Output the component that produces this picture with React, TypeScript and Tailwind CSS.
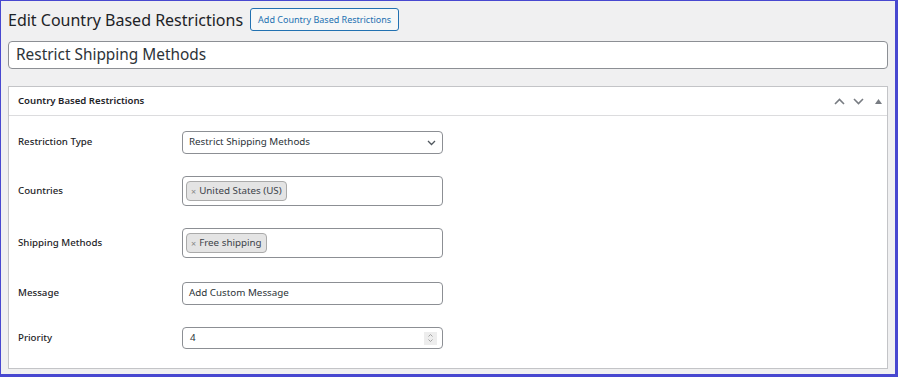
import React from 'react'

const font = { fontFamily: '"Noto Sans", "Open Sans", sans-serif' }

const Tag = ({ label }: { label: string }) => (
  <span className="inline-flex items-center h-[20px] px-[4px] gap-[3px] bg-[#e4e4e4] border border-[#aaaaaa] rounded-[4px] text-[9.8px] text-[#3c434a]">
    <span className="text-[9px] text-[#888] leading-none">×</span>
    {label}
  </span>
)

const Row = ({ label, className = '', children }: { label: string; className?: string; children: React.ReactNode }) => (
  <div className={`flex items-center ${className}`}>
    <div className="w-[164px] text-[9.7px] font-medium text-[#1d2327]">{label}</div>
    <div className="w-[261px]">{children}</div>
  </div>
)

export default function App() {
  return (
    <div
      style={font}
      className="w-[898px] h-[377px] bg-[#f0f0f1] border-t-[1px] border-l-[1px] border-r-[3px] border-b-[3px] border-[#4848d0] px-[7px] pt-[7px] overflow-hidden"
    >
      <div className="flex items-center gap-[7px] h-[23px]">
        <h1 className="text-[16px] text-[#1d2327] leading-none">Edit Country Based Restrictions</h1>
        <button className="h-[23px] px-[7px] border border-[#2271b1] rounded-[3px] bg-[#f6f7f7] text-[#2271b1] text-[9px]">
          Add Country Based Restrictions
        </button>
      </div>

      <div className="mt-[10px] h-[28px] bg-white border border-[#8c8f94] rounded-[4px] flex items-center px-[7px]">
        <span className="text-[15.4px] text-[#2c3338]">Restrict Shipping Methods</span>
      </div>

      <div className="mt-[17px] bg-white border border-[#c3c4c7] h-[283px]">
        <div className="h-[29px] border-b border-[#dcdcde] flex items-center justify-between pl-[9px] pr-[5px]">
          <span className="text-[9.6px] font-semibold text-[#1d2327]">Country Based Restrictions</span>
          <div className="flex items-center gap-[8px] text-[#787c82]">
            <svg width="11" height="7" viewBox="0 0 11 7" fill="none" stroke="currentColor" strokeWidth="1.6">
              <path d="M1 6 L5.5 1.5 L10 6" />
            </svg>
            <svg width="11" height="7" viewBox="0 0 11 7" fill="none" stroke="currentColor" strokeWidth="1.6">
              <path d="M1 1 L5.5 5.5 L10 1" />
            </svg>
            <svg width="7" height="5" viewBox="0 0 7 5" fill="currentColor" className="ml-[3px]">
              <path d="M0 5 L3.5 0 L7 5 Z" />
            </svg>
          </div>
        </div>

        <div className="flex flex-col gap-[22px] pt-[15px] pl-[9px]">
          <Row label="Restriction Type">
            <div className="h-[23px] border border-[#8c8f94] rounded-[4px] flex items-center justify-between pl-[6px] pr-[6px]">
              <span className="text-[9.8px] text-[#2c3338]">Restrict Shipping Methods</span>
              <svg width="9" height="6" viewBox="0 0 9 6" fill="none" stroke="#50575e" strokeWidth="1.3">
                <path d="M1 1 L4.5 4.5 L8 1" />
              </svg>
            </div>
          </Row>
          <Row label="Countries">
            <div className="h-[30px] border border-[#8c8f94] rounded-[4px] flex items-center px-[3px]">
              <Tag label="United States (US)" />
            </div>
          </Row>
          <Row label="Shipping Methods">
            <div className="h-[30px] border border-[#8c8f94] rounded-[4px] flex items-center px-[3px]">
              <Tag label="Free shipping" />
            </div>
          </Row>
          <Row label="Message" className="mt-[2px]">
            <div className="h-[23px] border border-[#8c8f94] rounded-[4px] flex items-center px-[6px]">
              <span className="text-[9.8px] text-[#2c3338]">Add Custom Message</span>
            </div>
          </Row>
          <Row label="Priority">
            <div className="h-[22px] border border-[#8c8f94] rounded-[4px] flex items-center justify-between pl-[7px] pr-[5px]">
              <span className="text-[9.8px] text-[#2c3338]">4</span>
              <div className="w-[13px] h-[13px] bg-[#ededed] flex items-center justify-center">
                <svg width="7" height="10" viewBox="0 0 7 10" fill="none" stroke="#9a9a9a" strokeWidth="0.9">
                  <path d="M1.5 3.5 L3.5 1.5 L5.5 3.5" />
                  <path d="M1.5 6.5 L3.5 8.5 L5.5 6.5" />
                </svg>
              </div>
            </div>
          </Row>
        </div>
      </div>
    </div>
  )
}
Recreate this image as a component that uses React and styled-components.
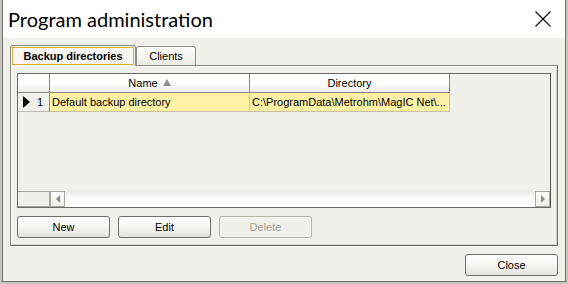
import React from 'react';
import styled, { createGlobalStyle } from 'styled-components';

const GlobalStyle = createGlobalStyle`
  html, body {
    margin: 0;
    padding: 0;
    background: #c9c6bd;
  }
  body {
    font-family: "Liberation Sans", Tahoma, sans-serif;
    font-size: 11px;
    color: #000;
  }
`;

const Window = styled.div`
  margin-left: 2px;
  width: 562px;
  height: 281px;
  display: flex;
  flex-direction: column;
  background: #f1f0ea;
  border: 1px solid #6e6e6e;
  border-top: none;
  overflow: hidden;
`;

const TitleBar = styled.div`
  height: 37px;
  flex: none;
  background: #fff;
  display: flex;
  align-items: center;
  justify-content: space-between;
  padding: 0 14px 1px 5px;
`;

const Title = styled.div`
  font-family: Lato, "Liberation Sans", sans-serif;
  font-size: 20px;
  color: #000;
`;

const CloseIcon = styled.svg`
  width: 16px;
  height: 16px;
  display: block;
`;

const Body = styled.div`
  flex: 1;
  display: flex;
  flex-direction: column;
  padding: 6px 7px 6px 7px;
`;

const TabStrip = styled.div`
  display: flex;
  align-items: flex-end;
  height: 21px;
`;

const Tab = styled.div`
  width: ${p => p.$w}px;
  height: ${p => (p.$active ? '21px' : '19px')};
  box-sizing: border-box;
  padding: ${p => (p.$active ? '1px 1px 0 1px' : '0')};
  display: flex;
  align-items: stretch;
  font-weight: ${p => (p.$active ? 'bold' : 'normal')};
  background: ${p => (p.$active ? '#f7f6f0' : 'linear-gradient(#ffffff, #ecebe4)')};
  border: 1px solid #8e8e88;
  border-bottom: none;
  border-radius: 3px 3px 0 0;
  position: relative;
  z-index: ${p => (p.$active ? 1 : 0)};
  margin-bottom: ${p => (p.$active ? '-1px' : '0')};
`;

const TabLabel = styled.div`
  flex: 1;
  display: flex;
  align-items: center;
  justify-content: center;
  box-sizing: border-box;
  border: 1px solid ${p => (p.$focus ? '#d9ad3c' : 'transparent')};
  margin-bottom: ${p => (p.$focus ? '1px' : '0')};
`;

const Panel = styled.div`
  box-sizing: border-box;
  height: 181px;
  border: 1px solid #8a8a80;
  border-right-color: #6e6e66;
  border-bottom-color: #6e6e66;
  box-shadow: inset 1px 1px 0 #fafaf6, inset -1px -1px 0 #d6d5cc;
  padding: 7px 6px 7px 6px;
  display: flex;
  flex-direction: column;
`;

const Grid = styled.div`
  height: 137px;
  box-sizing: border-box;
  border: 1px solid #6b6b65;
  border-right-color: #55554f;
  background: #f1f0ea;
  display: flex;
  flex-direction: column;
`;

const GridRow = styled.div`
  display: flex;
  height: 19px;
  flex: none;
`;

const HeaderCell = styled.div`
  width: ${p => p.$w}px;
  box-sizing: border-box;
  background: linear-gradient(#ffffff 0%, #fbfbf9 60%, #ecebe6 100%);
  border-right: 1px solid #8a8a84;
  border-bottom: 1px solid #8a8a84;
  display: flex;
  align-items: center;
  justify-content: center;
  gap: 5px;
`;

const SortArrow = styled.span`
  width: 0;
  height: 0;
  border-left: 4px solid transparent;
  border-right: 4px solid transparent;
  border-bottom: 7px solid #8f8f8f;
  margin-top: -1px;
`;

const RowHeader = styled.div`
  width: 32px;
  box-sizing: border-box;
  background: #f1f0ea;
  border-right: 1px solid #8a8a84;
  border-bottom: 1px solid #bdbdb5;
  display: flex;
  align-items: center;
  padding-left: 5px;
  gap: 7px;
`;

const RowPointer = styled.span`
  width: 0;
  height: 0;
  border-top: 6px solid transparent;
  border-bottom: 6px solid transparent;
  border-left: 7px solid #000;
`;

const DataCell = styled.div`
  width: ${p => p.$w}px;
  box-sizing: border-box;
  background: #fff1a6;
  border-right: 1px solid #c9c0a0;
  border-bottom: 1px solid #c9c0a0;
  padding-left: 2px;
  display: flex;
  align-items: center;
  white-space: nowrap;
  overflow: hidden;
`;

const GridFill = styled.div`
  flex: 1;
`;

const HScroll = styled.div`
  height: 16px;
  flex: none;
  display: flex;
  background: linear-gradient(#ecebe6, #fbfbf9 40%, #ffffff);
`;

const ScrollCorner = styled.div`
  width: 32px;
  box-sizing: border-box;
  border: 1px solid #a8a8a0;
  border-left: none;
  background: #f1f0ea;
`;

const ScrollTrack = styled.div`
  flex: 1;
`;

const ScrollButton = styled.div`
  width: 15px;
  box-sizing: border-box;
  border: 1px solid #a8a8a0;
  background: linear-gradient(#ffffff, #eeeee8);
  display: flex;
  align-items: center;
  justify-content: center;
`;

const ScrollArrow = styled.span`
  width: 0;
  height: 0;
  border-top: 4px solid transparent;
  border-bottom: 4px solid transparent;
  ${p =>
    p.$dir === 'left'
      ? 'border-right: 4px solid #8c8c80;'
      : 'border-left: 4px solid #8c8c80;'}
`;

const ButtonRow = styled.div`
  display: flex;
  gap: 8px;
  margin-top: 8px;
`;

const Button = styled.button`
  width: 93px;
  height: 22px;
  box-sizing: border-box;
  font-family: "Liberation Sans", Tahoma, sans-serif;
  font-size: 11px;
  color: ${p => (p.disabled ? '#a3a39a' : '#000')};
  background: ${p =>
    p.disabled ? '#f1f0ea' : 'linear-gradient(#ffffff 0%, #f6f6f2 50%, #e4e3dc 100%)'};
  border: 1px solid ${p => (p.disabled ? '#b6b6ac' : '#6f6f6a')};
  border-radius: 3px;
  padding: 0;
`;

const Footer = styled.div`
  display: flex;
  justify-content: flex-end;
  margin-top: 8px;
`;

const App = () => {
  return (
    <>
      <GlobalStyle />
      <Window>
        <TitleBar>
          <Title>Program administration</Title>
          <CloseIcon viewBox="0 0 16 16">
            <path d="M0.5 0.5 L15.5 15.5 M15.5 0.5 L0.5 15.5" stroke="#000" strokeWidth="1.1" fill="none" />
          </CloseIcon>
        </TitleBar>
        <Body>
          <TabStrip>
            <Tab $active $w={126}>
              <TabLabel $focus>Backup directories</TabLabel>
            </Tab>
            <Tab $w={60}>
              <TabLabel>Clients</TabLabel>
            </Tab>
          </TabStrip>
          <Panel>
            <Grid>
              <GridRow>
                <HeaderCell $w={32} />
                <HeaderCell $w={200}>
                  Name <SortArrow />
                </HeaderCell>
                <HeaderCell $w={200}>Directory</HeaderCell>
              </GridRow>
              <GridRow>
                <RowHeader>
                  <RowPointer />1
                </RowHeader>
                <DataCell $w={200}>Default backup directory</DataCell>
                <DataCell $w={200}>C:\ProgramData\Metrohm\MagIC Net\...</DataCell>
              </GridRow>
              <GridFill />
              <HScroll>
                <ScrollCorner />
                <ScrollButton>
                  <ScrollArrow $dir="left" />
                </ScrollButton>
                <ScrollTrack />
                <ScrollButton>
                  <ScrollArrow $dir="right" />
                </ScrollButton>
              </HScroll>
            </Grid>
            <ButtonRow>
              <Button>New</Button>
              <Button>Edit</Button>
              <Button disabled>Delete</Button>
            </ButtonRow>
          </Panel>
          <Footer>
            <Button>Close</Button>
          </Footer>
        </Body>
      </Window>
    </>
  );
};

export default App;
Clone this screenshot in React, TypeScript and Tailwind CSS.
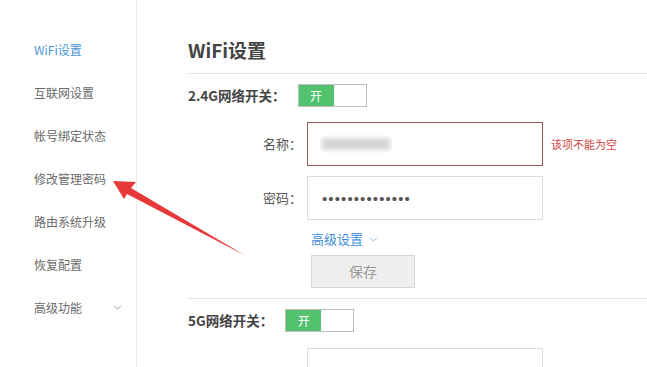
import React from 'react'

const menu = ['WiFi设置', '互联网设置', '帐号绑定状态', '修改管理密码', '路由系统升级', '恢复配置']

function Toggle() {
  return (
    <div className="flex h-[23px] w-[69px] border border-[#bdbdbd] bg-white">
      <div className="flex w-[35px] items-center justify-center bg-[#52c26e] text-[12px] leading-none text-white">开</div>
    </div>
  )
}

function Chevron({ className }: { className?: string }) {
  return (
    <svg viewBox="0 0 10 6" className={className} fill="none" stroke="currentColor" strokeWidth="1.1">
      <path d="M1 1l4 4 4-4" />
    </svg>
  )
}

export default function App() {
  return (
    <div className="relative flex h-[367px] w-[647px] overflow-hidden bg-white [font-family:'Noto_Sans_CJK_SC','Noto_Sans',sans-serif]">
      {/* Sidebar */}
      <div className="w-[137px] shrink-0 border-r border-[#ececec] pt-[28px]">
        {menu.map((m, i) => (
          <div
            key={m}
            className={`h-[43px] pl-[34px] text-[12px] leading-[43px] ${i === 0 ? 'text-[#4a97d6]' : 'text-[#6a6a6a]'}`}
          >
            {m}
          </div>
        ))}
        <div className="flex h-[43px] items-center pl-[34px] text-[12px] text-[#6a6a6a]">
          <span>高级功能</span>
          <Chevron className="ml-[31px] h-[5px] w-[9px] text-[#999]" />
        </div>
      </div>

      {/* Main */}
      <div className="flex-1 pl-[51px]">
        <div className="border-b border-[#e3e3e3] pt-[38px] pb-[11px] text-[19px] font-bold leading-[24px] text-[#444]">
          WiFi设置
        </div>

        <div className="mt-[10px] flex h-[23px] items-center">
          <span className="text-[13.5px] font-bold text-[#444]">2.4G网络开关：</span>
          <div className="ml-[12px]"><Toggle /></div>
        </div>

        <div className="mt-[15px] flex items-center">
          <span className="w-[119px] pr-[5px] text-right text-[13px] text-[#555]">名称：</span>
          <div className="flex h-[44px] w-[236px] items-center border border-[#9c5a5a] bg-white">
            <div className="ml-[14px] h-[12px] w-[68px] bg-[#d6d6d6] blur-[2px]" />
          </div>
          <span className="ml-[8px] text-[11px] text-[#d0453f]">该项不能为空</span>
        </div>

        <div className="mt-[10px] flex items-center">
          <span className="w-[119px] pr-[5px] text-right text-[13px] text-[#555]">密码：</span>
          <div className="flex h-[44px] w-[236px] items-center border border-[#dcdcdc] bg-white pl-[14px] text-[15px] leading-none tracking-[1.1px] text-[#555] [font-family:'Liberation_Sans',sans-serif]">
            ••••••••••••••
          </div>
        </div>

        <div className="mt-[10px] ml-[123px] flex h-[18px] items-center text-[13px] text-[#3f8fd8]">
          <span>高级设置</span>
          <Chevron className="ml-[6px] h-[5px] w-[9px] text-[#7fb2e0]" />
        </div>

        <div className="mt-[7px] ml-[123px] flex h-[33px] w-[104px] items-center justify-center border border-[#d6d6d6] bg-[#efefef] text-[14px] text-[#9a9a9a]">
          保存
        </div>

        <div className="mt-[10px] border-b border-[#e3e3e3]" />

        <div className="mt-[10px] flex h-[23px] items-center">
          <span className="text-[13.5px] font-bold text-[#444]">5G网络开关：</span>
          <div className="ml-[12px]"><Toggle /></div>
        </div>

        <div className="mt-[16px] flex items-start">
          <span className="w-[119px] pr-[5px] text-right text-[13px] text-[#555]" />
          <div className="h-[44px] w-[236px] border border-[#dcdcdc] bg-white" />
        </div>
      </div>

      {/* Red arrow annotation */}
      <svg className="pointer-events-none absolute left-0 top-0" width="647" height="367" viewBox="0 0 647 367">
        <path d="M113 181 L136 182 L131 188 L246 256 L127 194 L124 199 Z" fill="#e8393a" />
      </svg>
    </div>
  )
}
=====
§ **Exercise details**
Each line with the string "React" in it needs to be found and copied.

§ **Solution**
Output the component that produces this picture with React, TypeScript and Tailwind CSS.
import React from 'react'
const Row = ({ label, className = '', children }: { label: string; className?: string; children: React.ReactNode }) => (
Recreate this image as a component that uses React and styled-components.
import React from 'react';
Clone this screenshot in React, TypeScript and Tailwind CSS.
import React from 'react'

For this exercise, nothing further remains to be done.